--- begin Dataset excerpt ---
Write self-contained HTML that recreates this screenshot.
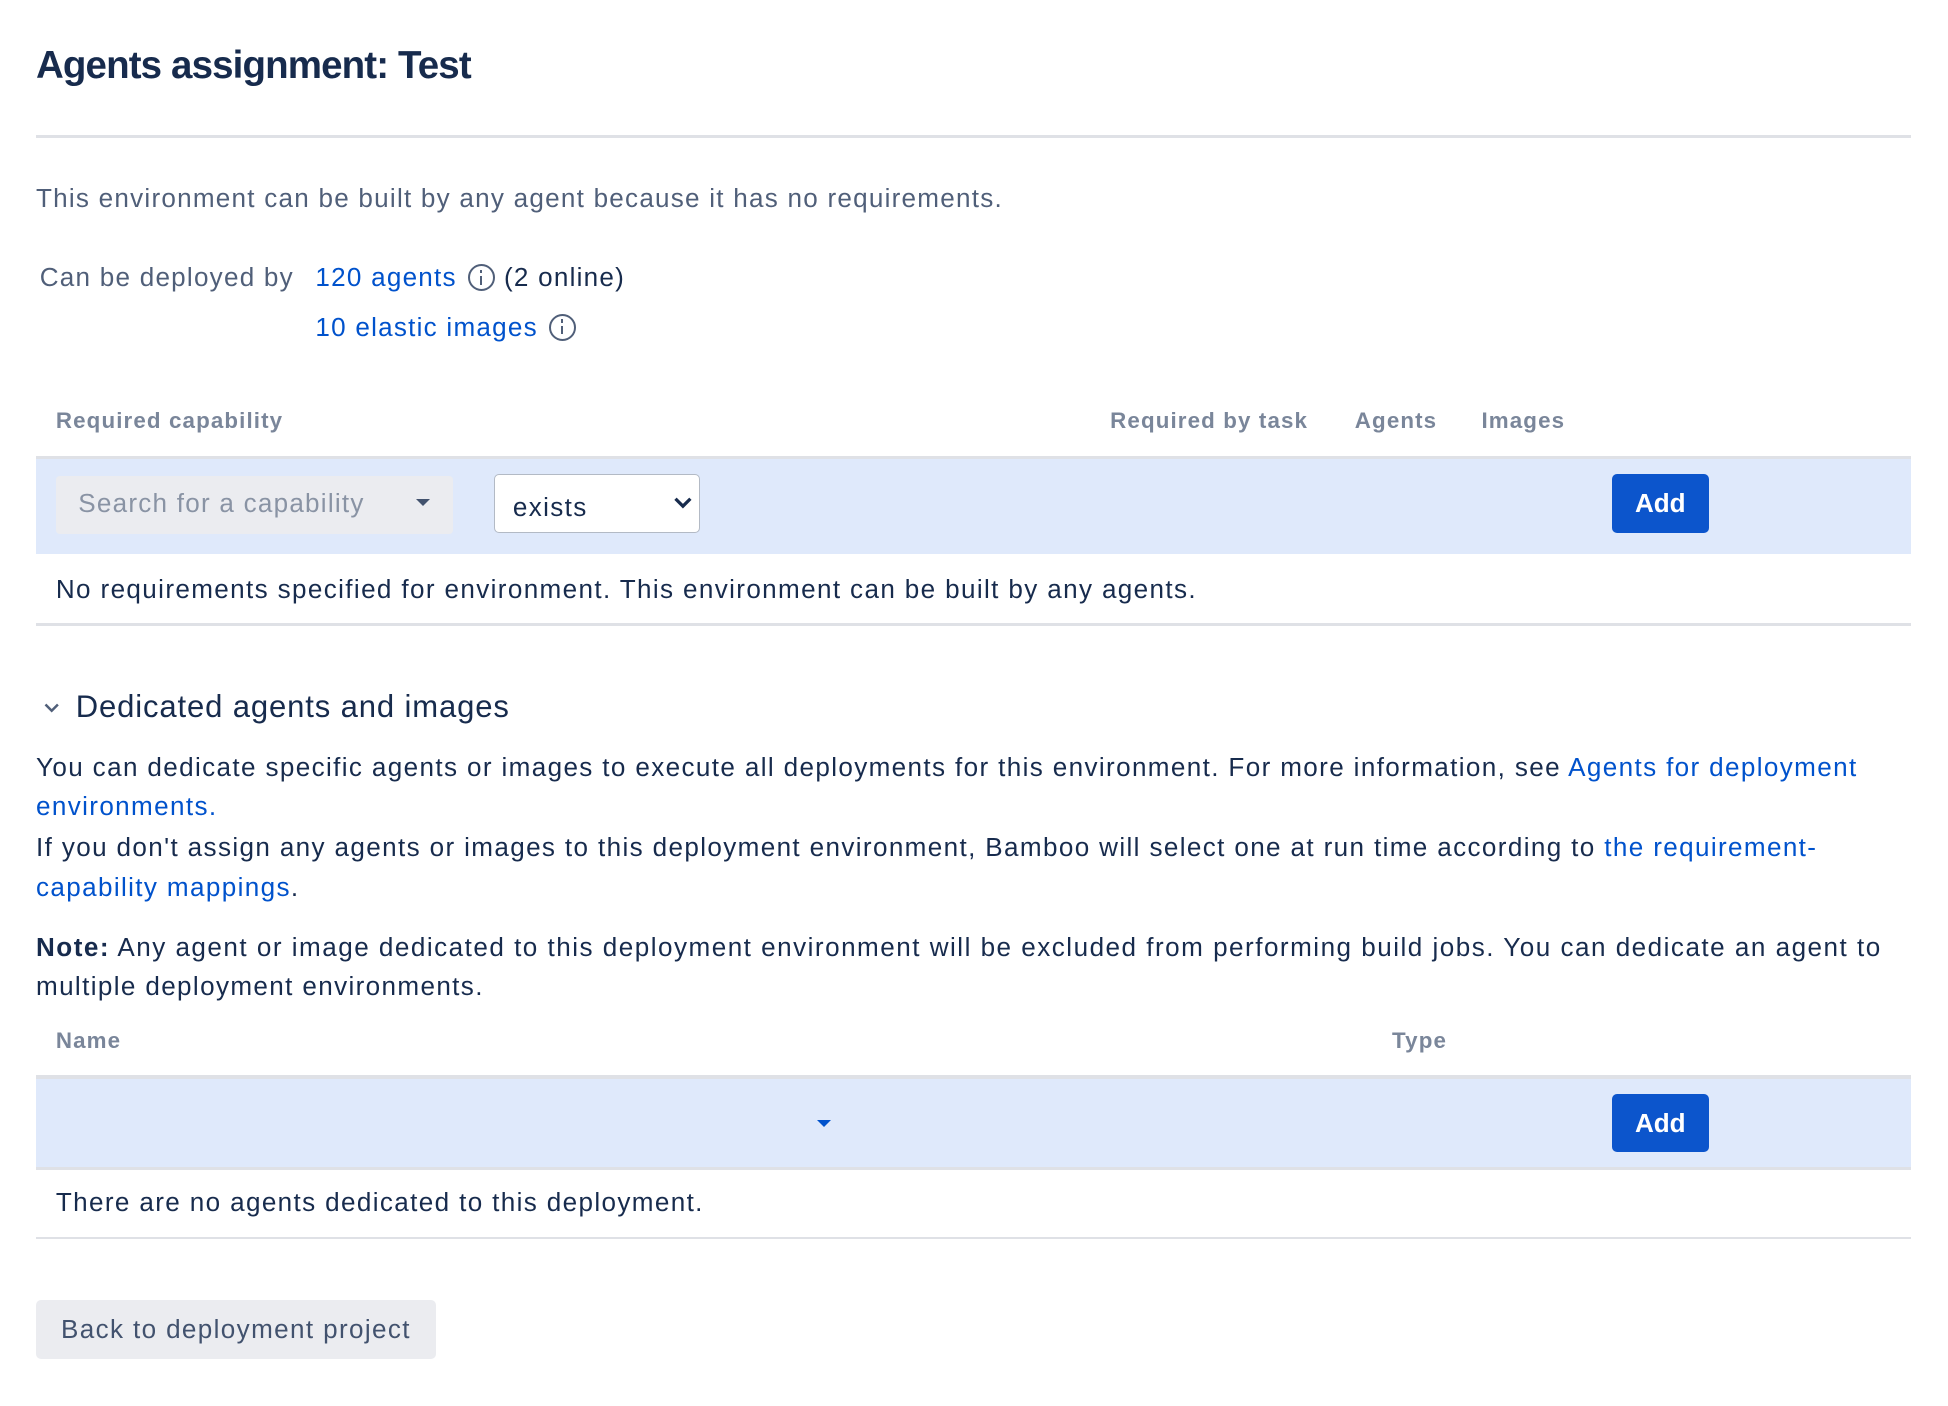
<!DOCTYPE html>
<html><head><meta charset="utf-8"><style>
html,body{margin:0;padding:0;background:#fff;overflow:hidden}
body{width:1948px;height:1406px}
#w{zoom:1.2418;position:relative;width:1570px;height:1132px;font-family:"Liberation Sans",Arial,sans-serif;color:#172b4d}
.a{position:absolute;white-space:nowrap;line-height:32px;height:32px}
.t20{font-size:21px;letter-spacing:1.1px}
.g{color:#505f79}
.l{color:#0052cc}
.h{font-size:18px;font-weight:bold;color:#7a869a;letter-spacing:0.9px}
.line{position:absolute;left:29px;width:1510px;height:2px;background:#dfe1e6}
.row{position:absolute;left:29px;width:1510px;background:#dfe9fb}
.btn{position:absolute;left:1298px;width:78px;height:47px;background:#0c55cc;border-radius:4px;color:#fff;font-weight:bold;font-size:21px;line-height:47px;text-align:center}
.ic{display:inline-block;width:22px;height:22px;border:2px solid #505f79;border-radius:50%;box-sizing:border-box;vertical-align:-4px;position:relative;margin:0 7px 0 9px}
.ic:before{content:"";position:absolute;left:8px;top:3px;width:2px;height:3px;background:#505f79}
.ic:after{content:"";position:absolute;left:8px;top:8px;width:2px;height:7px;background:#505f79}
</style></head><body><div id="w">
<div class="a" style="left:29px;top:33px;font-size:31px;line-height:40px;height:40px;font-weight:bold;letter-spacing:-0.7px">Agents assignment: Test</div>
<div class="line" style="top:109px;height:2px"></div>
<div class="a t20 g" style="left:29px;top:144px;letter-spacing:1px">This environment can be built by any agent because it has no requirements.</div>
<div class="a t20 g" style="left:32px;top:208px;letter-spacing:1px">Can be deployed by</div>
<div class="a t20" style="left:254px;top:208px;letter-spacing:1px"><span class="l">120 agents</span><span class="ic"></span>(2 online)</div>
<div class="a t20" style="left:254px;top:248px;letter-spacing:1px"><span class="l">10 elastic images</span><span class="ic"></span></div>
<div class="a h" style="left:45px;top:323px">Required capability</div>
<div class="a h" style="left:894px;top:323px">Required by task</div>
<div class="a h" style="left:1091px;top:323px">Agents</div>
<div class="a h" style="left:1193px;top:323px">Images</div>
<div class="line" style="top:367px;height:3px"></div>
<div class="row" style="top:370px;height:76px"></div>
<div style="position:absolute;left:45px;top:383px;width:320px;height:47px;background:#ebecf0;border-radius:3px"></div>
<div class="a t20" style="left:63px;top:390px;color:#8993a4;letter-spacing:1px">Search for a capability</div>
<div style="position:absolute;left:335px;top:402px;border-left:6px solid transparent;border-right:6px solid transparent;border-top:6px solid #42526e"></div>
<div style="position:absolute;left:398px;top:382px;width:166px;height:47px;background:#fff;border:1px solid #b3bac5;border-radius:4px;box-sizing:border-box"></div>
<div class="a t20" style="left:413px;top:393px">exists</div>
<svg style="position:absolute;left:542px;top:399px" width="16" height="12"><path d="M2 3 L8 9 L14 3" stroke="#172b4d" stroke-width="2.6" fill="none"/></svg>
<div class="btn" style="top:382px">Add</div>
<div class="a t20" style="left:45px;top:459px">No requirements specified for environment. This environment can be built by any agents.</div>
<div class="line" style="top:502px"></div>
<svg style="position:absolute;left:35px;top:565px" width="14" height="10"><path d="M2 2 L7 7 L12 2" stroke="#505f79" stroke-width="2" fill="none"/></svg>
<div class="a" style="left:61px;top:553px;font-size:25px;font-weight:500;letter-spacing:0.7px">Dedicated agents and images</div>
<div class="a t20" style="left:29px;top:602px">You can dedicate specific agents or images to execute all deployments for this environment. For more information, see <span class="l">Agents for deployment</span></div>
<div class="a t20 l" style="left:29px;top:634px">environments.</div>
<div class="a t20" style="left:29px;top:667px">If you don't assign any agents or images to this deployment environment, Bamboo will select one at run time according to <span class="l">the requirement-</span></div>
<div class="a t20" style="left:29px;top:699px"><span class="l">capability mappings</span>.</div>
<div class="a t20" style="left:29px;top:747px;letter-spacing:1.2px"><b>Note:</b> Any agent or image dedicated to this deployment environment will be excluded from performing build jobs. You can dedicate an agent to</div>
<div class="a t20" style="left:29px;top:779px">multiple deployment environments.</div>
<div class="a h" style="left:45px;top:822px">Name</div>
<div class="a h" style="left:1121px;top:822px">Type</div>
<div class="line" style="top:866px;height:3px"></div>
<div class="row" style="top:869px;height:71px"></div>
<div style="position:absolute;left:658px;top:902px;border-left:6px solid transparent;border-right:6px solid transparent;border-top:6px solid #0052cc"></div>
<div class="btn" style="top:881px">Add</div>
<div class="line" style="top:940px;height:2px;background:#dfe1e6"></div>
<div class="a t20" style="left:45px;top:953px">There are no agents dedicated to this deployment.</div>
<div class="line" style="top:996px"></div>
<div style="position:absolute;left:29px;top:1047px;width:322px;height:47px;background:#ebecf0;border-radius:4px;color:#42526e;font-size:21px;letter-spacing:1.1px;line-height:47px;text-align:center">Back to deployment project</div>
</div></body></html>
--- end Dataset excerpt ---
_Your goal_. Repeat the data above exactly, but not the pictures.

_Exercise solution_.
Write self-contained HTML that recreates this screenshot.
<!DOCTYPE html>
<html><head><meta charset="utf-8"><style>
html,body{margin:0;padding:0;background:#fff;overflow:hidden}
body{width:1948px;height:1406px}
#w{zoom:1.2418;position:relative;width:1570px;height:1132px;font-family:"Liberation Sans",Arial,sans-serif;color:#172b4d}
.a{position:absolute;white-space:nowrap;line-height:32px;height:32px}
.t20{font-size:21px;letter-spacing:1.1px}
.g{color:#505f79}
.l{color:#0052cc}
.h{font-size:18px;font-weight:bold;color:#7a869a;letter-spacing:0.9px}
.line{position:absolute;left:29px;width:1510px;height:2px;background:#dfe1e6}
.row{position:absolute;left:29px;width:1510px;background:#dfe9fb}
.btn{position:absolute;left:1298px;width:78px;height:47px;background:#0c55cc;border-radius:4px;color:#fff;font-weight:bold;font-size:21px;line-height:47px;text-align:center}
.ic{display:inline-block;width:22px;height:22px;border:2px solid #505f79;border-radius:50%;box-sizing:border-box;vertical-align:-4px;position:relative;margin:0 7px 0 9px}
.ic:before{content:"";position:absolute;left:8px;top:3px;width:2px;height:3px;background:#505f79}
.ic:after{content:"";position:absolute;left:8px;top:8px;width:2px;height:7px;background:#505f79}
</style></head><body><div id="w">
<div class="a" style="left:29px;top:33px;font-size:31px;line-height:40px;height:40px;font-weight:bold;letter-spacing:-0.7px">Agents assignment: Test</div>
<div class="line" style="top:109px;height:2px"></div>
<div class="a t20 g" style="left:29px;top:144px;letter-spacing:1px">This environment can be built by any agent because it has no requirements.</div>
<div class="a t20 g" style="left:32px;top:208px;letter-spacing:1px">Can be deployed by</div>
<div class="a t20" style="left:254px;top:208px;letter-spacing:1px"><span class="l">120 agents</span><span class="ic"></span>(2 online)</div>
<div class="a t20" style="left:254px;top:248px;letter-spacing:1px"><span class="l">10 elastic images</span><span class="ic"></span></div>
<div class="a h" style="left:45px;top:323px">Required capability</div>
<div class="a h" style="left:894px;top:323px">Required by task</div>
<div class="a h" style="left:1091px;top:323px">Agents</div>
<div class="a h" style="left:1193px;top:323px">Images</div>
<div class="line" style="top:367px;height:3px"></div>
<div class="row" style="top:370px;height:76px"></div>
<div style="position:absolute;left:45px;top:383px;width:320px;height:47px;background:#ebecf0;border-radius:3px"></div>
<div class="a t20" style="left:63px;top:390px;color:#8993a4;letter-spacing:1px">Search for a capability</div>
<div style="position:absolute;left:335px;top:402px;border-left:6px solid transparent;border-right:6px solid transparent;border-top:6px solid #42526e"></div>
<div style="position:absolute;left:398px;top:382px;width:166px;height:47px;background:#fff;border:1px solid #b3bac5;border-radius:4px;box-sizing:border-box"></div>
<div class="a t20" style="left:413px;top:393px">exists</div>
<svg style="position:absolute;left:542px;top:399px" width="16" height="12"><path d="M2 3 L8 9 L14 3" stroke="#172b4d" stroke-width="2.6" fill="none"/></svg>
<div class="btn" style="top:382px">Add</div>
<div class="a t20" style="left:45px;top:459px">No requirements specified for environment. This environment can be built by any agents.</div>
<div class="line" style="top:502px"></div>
<svg style="position:absolute;left:35px;top:565px" width="14" height="10"><path d="M2 2 L7 7 L12 2" stroke="#505f79" stroke-width="2" fill="none"/></svg>
<div class="a" style="left:61px;top:553px;font-size:25px;font-weight:500;letter-spacing:0.7px">Dedicated agents and images</div>
<div class="a t20" style="left:29px;top:602px">You can dedicate specific agents or images to execute all deployments for this environment. For more information, see <span class="l">Agents for deployment</span></div>
<div class="a t20 l" style="left:29px;top:634px">environments.</div>
<div class="a t20" style="left:29px;top:667px">If you don't assign any agents or images to this deployment environment, Bamboo will select one at run time according to <span class="l">the requirement-</span></div>
<div class="a t20" style="left:29px;top:699px"><span class="l">capability mappings</span>.</div>
<div class="a t20" style="left:29px;top:747px;letter-spacing:1.2px"><b>Note:</b> Any agent or image dedicated to this deployment environment will be excluded from performing build jobs. You can dedicate an agent to</div>
<div class="a t20" style="left:29px;top:779px">multiple deployment environments.</div>
<div class="a h" style="left:45px;top:822px">Name</div>
<div class="a h" style="left:1121px;top:822px">Type</div>
<div class="line" style="top:866px;height:3px"></div>
<div class="row" style="top:869px;height:71px"></div>
<div style="position:absolute;left:658px;top:902px;border-left:6px solid transparent;border-right:6px solid transparent;border-top:6px solid #0052cc"></div>
<div class="btn" style="top:881px">Add</div>
<div class="line" style="top:940px;height:2px;background:#dfe1e6"></div>
<div class="a t20" style="left:45px;top:953px">There are no agents dedicated to this deployment.</div>
<div class="line" style="top:996px"></div>
<div style="position:absolute;left:29px;top:1047px;width:322px;height:47px;background:#ebecf0;border-radius:4px;color:#42526e;font-size:21px;letter-spacing:1.1px;line-height:47px;text-align:center">Back to deployment project</div>
</div></body></html>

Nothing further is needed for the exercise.